Lantara ketakutan ditambah dengan kondisi ibunya yang sudah tua, Suryadi memilih untuk tidak berbuat apa-apa. Saat itu pihak keluarga pasrah, lantaran rumah sekaligus hotel yang telah ditempati sejak 1927 itu telah rata dengan tanah.
"Barang-barang kami sampai seperti sendal dan perabotan yang kecil itu tidak ada. Jadi kami seperti dirampok di siang bolong. Semenjak kejadian itu sampai sekarang, kami hidup di rumah kontrakan, dan makan dari belaskasihan tetangga," ucapnya.
Menurutnya, tanah dan bangunan tersebut memang pernah digugat oleh seseorang bernama Nyayu Saadah. Mulai dari tingkat pertama hingga tingkat peninjauan kembali, pengadilan menyatakan jika tanah dan bangunan tersebut tetap milik keluarga Mok Kimiati.
Belakangan, kata dia, muncul sebuah sertifikat palsu atas nama Nyayu Saadah yang diperkuat dengan surat sporadik yang menyatakan jika tanah tersebut sudah ditempati oleh Nyayu Saadah sejak 20 tahun lalu dan disebutkan jika tanah tersebut tidak pernah disengketakan.
"Padahalkan kenyataannya, kami di empat tingkat (pengadilan) menang. Tempat itu sudah turun menurun ditempati sejak 1927," jelasnya.
Lantaran adanya tekanan psikologis pascaeksekusi tersebut, pihaknya baru berani melapor ke Kepolisian mengenai beredarnya sertifikat palsu pada 9 Juli 2013 dan perusakan pada 4 Oktober 2013.
"Sampai sekarang ibu saya yang sudah tua stres, ngigau terus pingin pulang ke rumah. Untuk itu sekarang kami perjuangkan kembali hak kami dengan mempertanyakan apakah ada penetapan eksekusi atau tidak dari PN Bandung," katanya.

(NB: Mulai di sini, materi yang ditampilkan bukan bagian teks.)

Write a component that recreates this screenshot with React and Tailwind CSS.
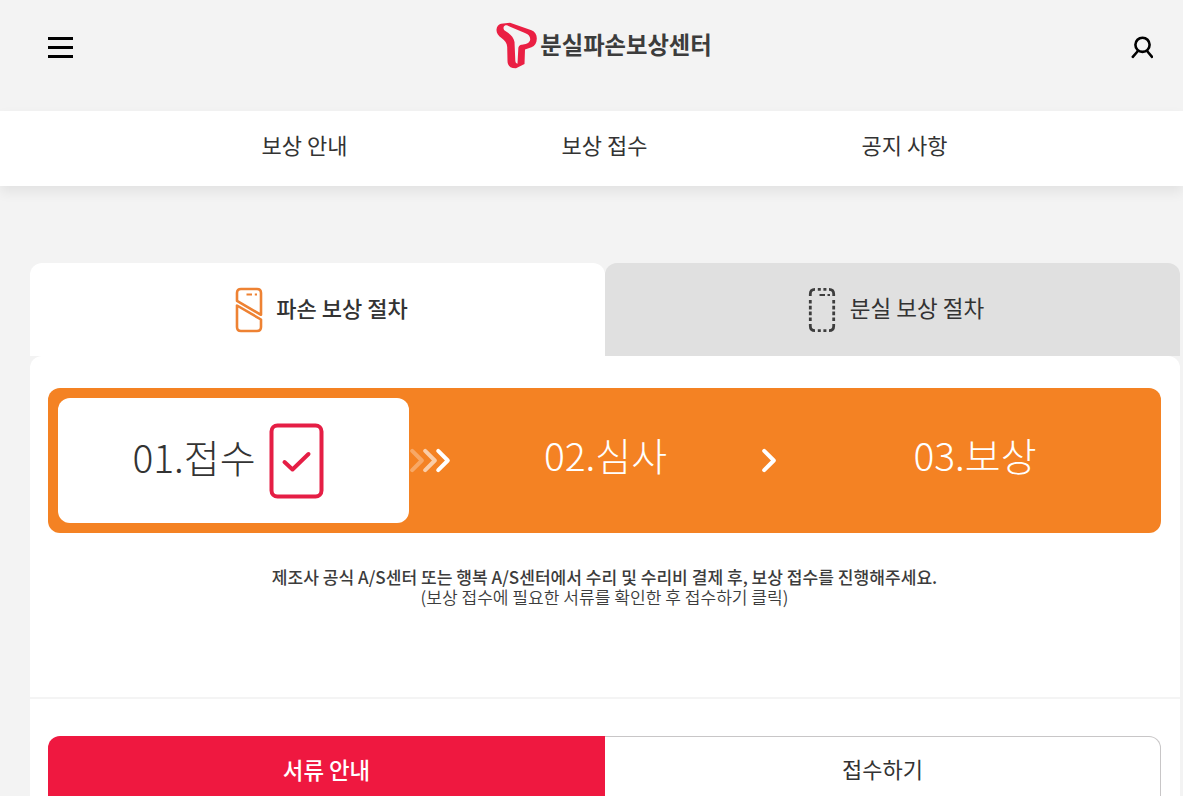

Pihaknya berharap, dengan pengaduan tersebut keadilan akan berpihak pada keluarganya. Dan usaha hotel yang sudah dirintis turun menurun bisa kembali beroperasi sehingga kehidupan ekonomi keluarga kembali normal.

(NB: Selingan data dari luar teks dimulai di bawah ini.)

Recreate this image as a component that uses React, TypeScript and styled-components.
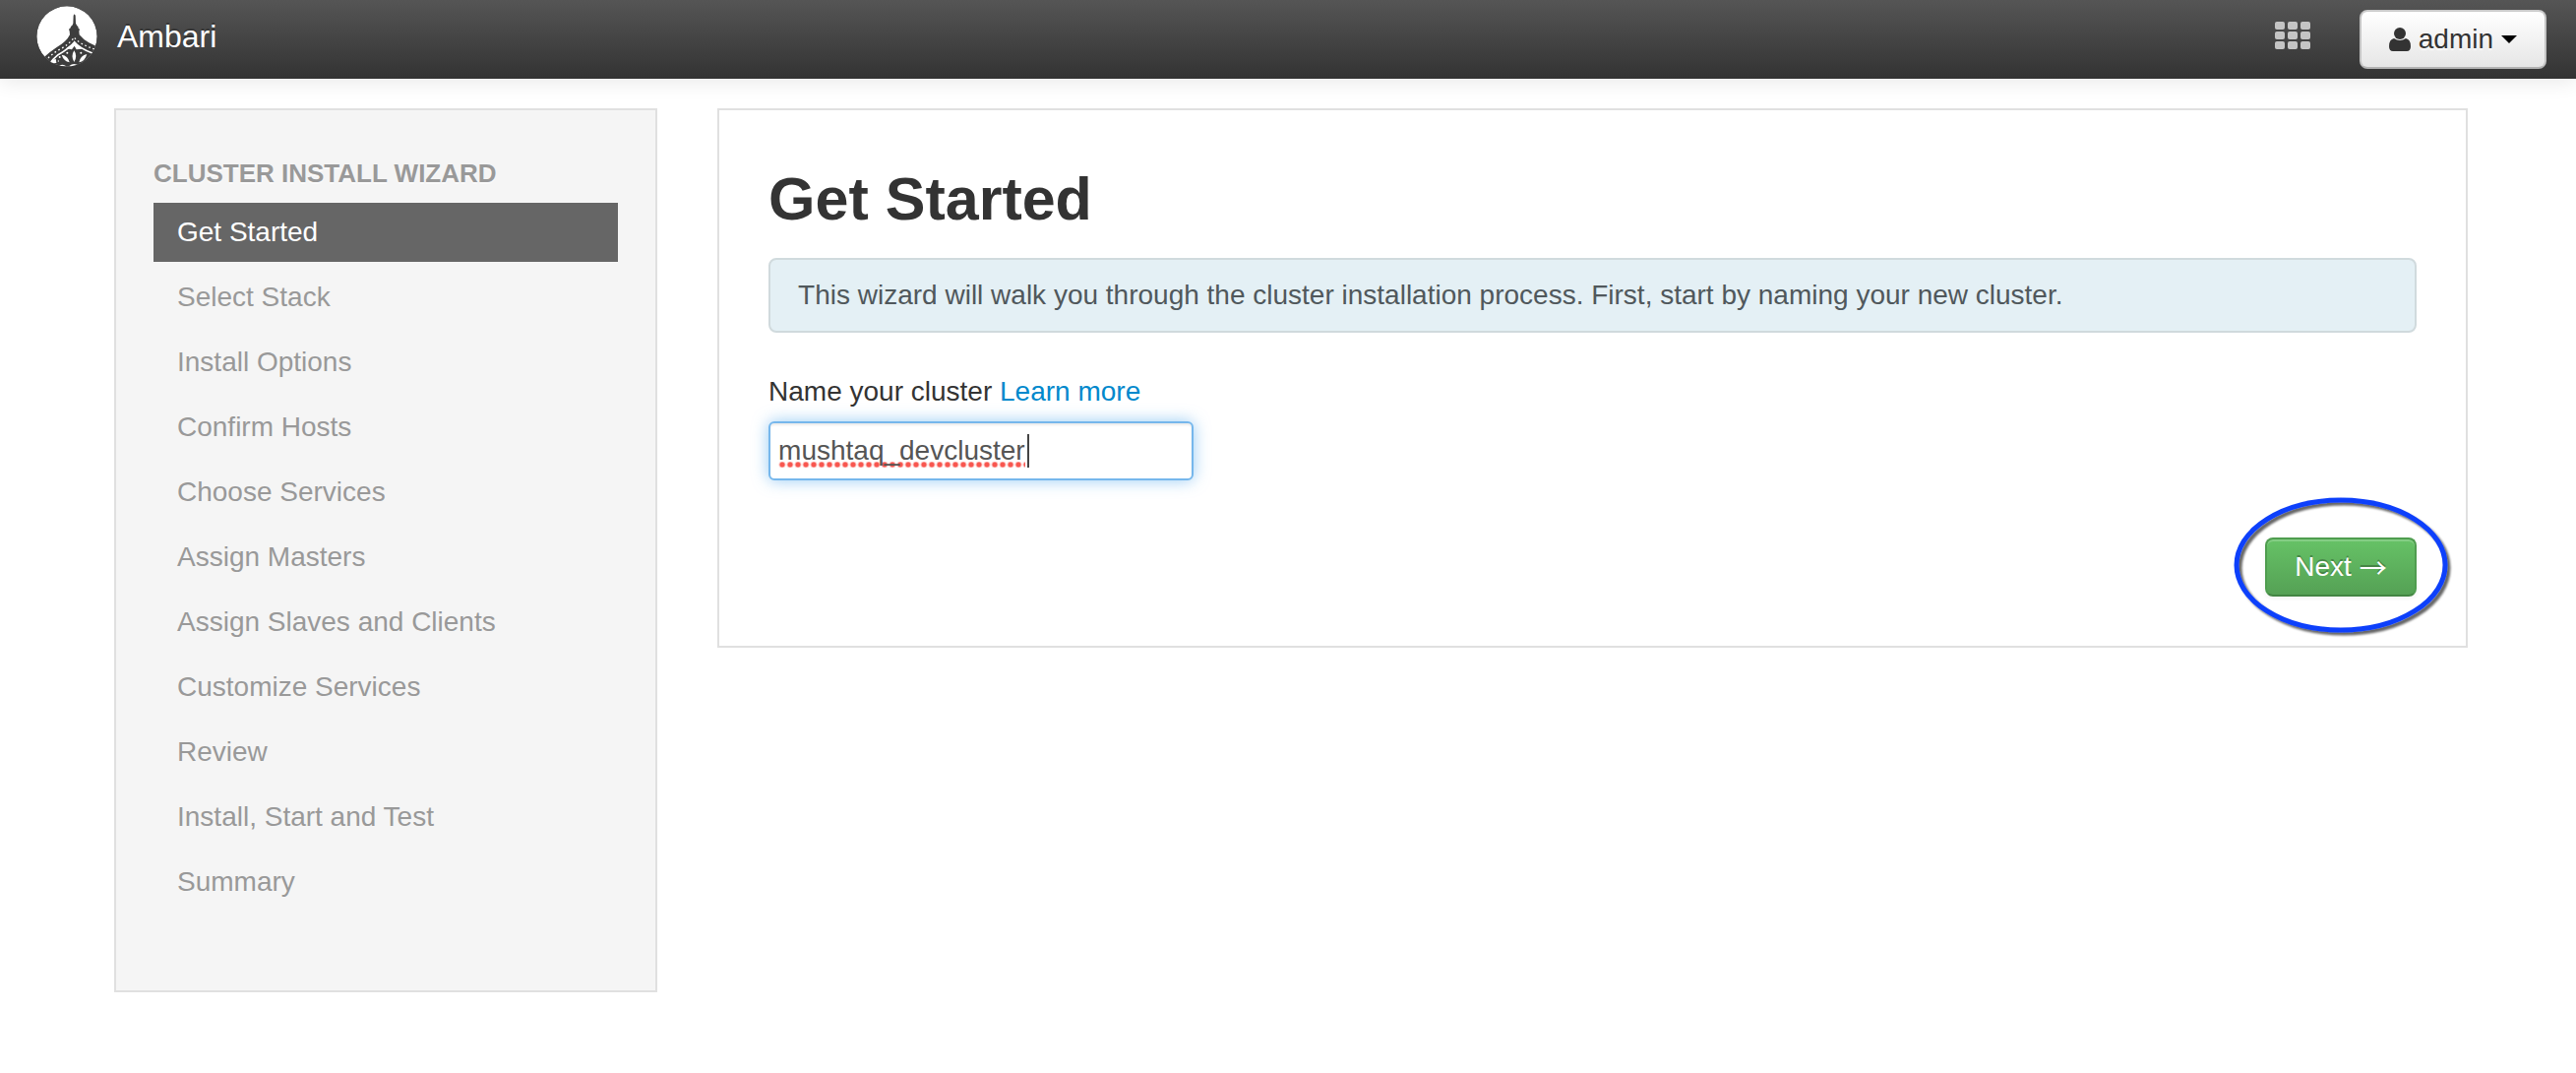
import React, { useState } from "react";
import styled, { createGlobalStyle } from "styled-components";

const GlobalStyle = createGlobalStyle`
  *, *::before, *::after { box-sizing: border-box; }
  body {
    margin: 0;
    background: #fff;
    color: #333;
    font-family: "Liberation Sans", Arial, sans-serif;
    font-size: 28px;
    line-height: 40px;
  }
  a { color: #0088cc; text-decoration: none; }
`;

const Navbar = styled.header`
  display: flex;
  align-items: center;
  height: 80px;
  padding: 0 30px 0 37px;
  background: linear-gradient(#555, #333);
  box-shadow: 0 2px 20px rgba(0, 0, 0, 0.1);
`;

const Brand = styled.a`
  display: flex;
  align-items: center;
  gap: 20px;
  margin-right: auto;
  padding-bottom: 6px;
  color: #fff;
  font-size: 32px;
  text-shadow: 0 -2px 0 rgba(0, 0, 0, 0.25);
`;

const Logo = styled.svg`
  display: block;
  width: 62px;
  height: 62px;
`;

const ViewsButton = styled.button`
  display: flex;
  margin: 0 50px 8px 0;
  padding: 0;
  border: 0;
  background: none;
`;

const UserButton = styled.button`
  display: flex;
  align-items: center;
  gap: 8px;
  height: 60px;
  padding: 0 28px;
  border: 2px solid #bbb;
  border-color: #ccc #c4c4c4 #b3b3b3;
  border-radius: 8px;
  background: linear-gradient(#fff, #e6e6e6);
  color: #333;
  font: inherit;
  text-shadow: 0 2px 2px rgba(255, 255, 255, 0.75);
`;

const Layout = styled.div`
  display: grid;
  grid-template-columns: 9fr 29fr;
  align-items: start;
  gap: 61px;
  padding: 30px 110px 30px 116px;
`;

const Sidebar = styled.nav`
  padding: 44px 38px 80px;
  border: 2px solid #e0e0e0;
  background: #f5f5f5;
`;

const SidebarTitle = styled.h2`
  margin: 0 0 10px;
  color: #999;
  font-size: 26px;
  line-height: 40px;
  text-transform: uppercase;
  text-shadow: 0 2px 0 rgba(255, 255, 255, 0.5);
`;

const Steps = styled.ol`
  display: grid;
  gap: 6px;
  margin: 0;
  padding: 0;
  list-style: none;
`;

const Step = styled.a<{ $active: boolean }>`
  display: block;
  padding: 0 24px;
  background: ${(p) => (p.$active ? "#666" : "transparent")};
  color: ${(p) => (p.$active ? "#fff" : "#999")};
  line-height: 60px;
`;

const Panel = styled.main`
  padding: 50px;
  border: 2px solid #e0e0e0;
`;

const Title = styled.h1`
  margin: 0 0 20px;
  font-size: 61px;
  line-height: 80px;
`;

const Alert = styled.p`
  margin: 0 0 40px;
  padding: 16px 28px;
  border: 2px solid #d0dadd;
  border-radius: 8px;
  background: #e4f0f5;
  color: #50585c;
`;

const FieldLabel = styled.div`
  margin-bottom: 10px;
`;

const TextBox = styled.div`
  display: flex;
  align-items: center;
  width: 432px;
  max-width: 100%;
  height: 60px;
  margin-bottom: 58px;
  padding: 0 8px;
  border: 2px solid #76b7ec;
  border-radius: 6px;
  background: #fff;
  box-shadow: inset 0 2px 2px rgba(0, 0, 0, 0.075), 0 0 16px rgba(82, 168, 236, 0.6);
`;

const NameInput = styled.input`
  field-sizing: content;
  max-width: 100%;
  height: 40px;
  padding: 0;
  border: 0;
  outline: 0;
  background: radial-gradient(circle at 4px 3px, #f8564f 2px, rgba(248, 86, 79, 0.35) 3px, transparent 4px)
    0 31px / 8px 6px repeat-x;
  caret-color: transparent;
  color: #555;
  font: inherit;
`;

const Caret = styled.span`
  width: 2px;
  height: 34px;
  margin-left: 2px;
  background: #444;
`;

const Actions = styled.div`
  display: flex;
  justify-content: flex-end;
`;

const Highlighted = styled.div`
  position: relative;
`;

const NextButton = styled.button`
  display: flex;
  align-items: center;
  justify-content: center;
  gap: 8px;
  min-width: 154px;
  height: 60px;
  padding: 0 24px;
  border: 2px solid #4f9d4f;
  border-bottom-color: #438543;
  border-radius: 8px;
  background: linear-gradient(#66c266, #55a155);
  box-shadow: inset 0 2px 0 rgba(255, 255, 255, 0.2), 0 2px 4px rgba(0, 0, 0, 0.05);
  color: #fff;
  font: inherit;
  text-shadow: 0 -2px 0 rgba(0, 0, 0, 0.25);
`;

const Arrow = styled.span`
  font-family: "Noto Sans CJK SC", sans-serif;
`;

const Ring = styled.svg`
  position: absolute;
  top: -42px;
  left: -34px;
  width: 224px;
  height: 142px;
  pointer-events: none;
  overflow: visible;
`;

const AmbariLogo = () => (
  <Logo viewBox="110 17 186 186" aria-hidden="true">
    <defs>
      <clipPath id="disc">
        <circle cx="203" cy="110" r="92" />
      </clipPath>
    </defs>
    <g clipPath="url(#disc)">
      <circle cx="203" cy="110" r="92" fill="#fff" />
      <path
        fill="#3d3d3d"
        d="M226 42 L229 46 L230 70 Q233 77 237 80 L238 85 L242 88 L240 94 L241 105 Q252 119 270 129 L300 143 L300 210 L130 210 L130 176 Q152 156 172 143 Q202 126 212 105 L211 94 L209 88 L214 84 L215 80 Q221 76 222 70 L223 46 Z"
      />
      <path
        fill="none"
        stroke="#fff"
        strokeWidth="5"
        d="M150 196 Q160 178 176 166 Q212 145 226 127 Q240 145 281 161"
      />
      <path
        fill="none"
        stroke="#fff"
        strokeWidth="4"
        strokeDasharray="5 8"
        d="M146 176 Q164 158 184 148 Q212 132 225 113 Q240 133 290 150"
      />
      <path fill="#fff" d="M226 128 L249 148 L232 150 L226 139 L218 150 L200 147 Z" />
      <g fill="#fff">
        <path d="M225 153 Q236 170 225 188 Q214 170 225 153Z" />
        <path d="M187 166 Q207 169 211 189 Q193 185 187 166Z" />
        <path d="M264 164 Q244 168 240 189 Q258 186 264 164Z" />
        <path d="M154 184 L169 178 L171 191 L160 192Z" />
        <path d="M180 200 Q190 192 201 201Z" />
        <path d="M210 200 Q225 188 239 200 L233 203 Q225 196 216 203Z" />
        <circle cx="181" cy="173" r="3" />
        <circle cx="204" cy="160" r="3" />
        <circle cx="246" cy="160" r="3" />
        <circle cx="177" cy="185" r="2" />
      </g>
    </g>
  </Logo>
);

const GridIcon = () => (
  <svg width="36" height="28" viewBox="0 0 36 28" fill="#c4c4c4" aria-hidden="true">
    {[0, 10, 20].map((y) =>
      [0, 13, 26].map((x) => <rect key={`${x}-${y}`} x={x} y={y} width="10" height="8" rx="2" />)
    )}
  </svg>
);

const UserIcon = () => (
  <svg width="22" height="26" viewBox="0 0 22 26" fill="#333" aria-hidden="true">
    <circle cx="11" cy="7" r="6" />
    <path d="M5 12 Q11 16 17 12 Q22 13 22 20 Q22 25 18 25 L4 25 Q0 25 0 20 Q0 13 5 12Z" />
  </svg>
);

const steps = [
  "Get Started",
  "Select Stack",
  "Install Options",
  "Confirm Hosts",
  "Choose Services",
  "Assign Masters",
  "Assign Slaves and Clients",
  "Customize Services",
  "Review",
  "Install, Start and Test",
  "Summary",
];

export default function App() {
  const [name, setName] = useState("mushtaq_devcluster");
  return (
    <>
      <GlobalStyle />
      <Navbar>
        <Brand href="#">
          <AmbariLogo />
          Ambari
        </Brand>
        <ViewsButton type="button" aria-label="Views">
          <GridIcon />
        </ViewsButton>
        <UserButton type="button">
          <UserIcon />
          admin
          <svg width="16" height="8" viewBox="0 0 16 8" aria-hidden="true">
            <path d="M0 0H16L8 8Z" />
          </svg>
        </UserButton>
      </Navbar>
      <Layout>
        <Sidebar aria-label="Cluster install wizard">
          <SidebarTitle>Cluster Install Wizard</SidebarTitle>
          <Steps>
            {steps.map((step, i) => (
              <li key={step}>
                <Step href="#" $active={i === 0} aria-current={i === 0 ? "step" : undefined}>
                  {step}
                </Step>
              </li>
            ))}
          </Steps>
        </Sidebar>
        <Panel>
          <Title>Get Started</Title>
          <Alert>
            This wizard will walk you through the cluster installation process. First, start by naming your new
            cluster.
          </Alert>
          <FieldLabel>
            <label htmlFor="cluster-name">Name your cluster</label> <a href="#">Learn more</a>
          </FieldLabel>
          <TextBox>
            <NameInput
              id="cluster-name"
              type="text"
              spellCheck={false}
              value={name}
              onChange={(e) => setName(e.target.value)}
            />
            <Caret />
          </TextBox>
          <Actions>
            <Highlighted>
              <NextButton type="button">
                Next <Arrow>→</Arrow>
              </NextButton>
              <Ring viewBox="0 0 224 142" aria-hidden="true">
                <defs>
                  <filter id="ring-shadow" x="-10%" y="-10%" width="120%" height="120%">
                    <feDropShadow dx="3" dy="3" stdDeviation="1" floodColor="#000" floodOpacity="0.6" />
                  </filter>
                </defs>
                <ellipse
                  cx="111"
                  cy="70"
                  rx="106"
                  ry="66"
                  fill="none"
                  stroke="#0f3ffb"
                  strokeWidth="5"
                  filter="url(#ring-shadow)"
                />
              </Ring>
            </Highlighted>
          </Actions>
        </Panel>
      </Layout>
    </>
  );
}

"Sampai sekarang tanah seluas 1.332 meter persegi itu masih kosong dibiarkan begitu saja. Kalau dihitung-hitung kerugian bangunan itu mencapai Rp10 miliar, ditambah barang-barang yang dirampok mencapai Rp10 miliar juga," terangnya.

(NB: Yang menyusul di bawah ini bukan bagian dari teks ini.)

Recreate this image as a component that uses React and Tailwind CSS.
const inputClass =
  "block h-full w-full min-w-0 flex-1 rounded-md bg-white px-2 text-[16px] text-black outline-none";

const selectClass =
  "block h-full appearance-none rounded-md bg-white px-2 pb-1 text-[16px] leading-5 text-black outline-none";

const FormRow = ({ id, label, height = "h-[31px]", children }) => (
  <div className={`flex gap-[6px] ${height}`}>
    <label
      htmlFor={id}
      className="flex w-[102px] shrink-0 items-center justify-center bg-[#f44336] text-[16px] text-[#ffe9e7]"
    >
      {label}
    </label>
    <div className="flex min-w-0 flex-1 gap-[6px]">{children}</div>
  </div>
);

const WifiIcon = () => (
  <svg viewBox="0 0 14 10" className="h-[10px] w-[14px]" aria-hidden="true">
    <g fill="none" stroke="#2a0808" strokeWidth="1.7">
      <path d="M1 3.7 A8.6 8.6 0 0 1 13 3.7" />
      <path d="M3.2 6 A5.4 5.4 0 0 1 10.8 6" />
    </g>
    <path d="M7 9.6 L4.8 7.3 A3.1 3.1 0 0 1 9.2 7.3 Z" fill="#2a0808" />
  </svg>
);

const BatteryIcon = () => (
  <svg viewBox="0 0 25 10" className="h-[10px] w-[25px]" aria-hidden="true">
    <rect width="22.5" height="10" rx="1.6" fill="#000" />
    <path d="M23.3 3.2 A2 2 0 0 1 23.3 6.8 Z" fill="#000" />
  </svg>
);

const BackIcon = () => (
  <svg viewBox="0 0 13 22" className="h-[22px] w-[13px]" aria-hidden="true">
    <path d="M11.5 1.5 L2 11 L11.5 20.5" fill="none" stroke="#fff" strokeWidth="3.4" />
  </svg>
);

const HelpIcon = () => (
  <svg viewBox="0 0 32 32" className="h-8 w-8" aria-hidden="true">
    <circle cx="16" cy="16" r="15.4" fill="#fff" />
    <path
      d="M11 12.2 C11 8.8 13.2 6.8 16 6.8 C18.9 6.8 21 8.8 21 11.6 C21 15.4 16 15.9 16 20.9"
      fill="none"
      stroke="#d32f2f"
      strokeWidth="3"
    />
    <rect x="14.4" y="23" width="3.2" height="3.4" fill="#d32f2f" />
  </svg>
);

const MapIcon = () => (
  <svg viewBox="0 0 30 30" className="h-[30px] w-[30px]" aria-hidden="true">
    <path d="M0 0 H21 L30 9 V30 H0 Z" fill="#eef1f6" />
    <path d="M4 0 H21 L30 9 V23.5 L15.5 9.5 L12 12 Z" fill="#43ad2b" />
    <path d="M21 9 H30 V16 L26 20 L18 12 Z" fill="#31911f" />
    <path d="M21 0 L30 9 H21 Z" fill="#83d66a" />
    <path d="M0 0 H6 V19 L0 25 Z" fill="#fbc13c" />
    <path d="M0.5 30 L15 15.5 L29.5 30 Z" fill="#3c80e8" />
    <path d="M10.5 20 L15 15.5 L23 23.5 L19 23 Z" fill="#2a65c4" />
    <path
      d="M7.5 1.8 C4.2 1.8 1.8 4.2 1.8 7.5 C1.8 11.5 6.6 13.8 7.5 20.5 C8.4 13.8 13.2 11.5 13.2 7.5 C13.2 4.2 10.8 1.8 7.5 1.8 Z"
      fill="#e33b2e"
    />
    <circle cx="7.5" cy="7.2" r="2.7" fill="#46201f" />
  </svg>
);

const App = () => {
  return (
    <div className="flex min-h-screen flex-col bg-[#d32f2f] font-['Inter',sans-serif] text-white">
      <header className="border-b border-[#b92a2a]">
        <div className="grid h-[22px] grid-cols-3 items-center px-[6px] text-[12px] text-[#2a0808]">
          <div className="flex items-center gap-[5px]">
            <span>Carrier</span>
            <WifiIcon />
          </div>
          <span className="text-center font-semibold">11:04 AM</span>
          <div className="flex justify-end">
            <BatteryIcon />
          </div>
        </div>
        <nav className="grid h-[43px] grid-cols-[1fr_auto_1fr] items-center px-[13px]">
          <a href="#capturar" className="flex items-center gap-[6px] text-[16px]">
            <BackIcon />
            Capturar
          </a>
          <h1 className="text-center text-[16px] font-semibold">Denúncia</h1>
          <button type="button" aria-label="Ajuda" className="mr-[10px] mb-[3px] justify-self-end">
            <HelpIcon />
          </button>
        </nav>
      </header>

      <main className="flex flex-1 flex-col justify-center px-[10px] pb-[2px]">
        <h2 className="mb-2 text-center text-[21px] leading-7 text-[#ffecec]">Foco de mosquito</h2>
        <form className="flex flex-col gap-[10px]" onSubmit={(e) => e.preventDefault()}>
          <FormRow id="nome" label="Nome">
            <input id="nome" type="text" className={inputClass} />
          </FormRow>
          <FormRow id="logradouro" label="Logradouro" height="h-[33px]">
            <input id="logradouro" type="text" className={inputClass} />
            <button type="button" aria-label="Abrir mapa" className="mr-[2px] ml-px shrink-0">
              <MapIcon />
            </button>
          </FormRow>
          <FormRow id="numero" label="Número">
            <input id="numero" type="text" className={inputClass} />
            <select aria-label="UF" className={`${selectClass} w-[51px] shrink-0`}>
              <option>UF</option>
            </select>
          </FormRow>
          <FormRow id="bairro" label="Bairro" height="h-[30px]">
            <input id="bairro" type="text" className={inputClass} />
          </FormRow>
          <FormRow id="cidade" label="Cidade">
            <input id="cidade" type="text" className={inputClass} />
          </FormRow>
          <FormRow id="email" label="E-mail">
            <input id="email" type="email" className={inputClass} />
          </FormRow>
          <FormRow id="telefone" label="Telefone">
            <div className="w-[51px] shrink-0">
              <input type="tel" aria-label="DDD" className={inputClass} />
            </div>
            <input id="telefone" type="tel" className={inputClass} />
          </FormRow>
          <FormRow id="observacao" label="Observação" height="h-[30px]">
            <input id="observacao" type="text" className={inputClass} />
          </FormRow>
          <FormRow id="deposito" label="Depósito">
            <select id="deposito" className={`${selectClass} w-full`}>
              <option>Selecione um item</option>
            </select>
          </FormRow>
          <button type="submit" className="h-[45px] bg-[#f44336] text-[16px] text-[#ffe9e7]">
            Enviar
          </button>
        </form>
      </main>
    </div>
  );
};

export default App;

Sementara itu, Humas PN Bandung, Djoko Indrianto, mengaku, tidak bisa berbuat lebih lanjut. Namun dia memastikan dalam setiap eksekusi pasti ada aparat yang mendampingi dengan pemantauan langsung dari pihak pengadilan.
"Saran saya, ibu-bapak ini mencari pengacara yang kompeten dan pintar agar bisa membantu. Untuk masalah eksekusi atau lainnya itu bisa lapor ke polisi biar bisa dilacak (pelaku). Kalau kami hanya berwenang mengeksekusi saja," tukasnya.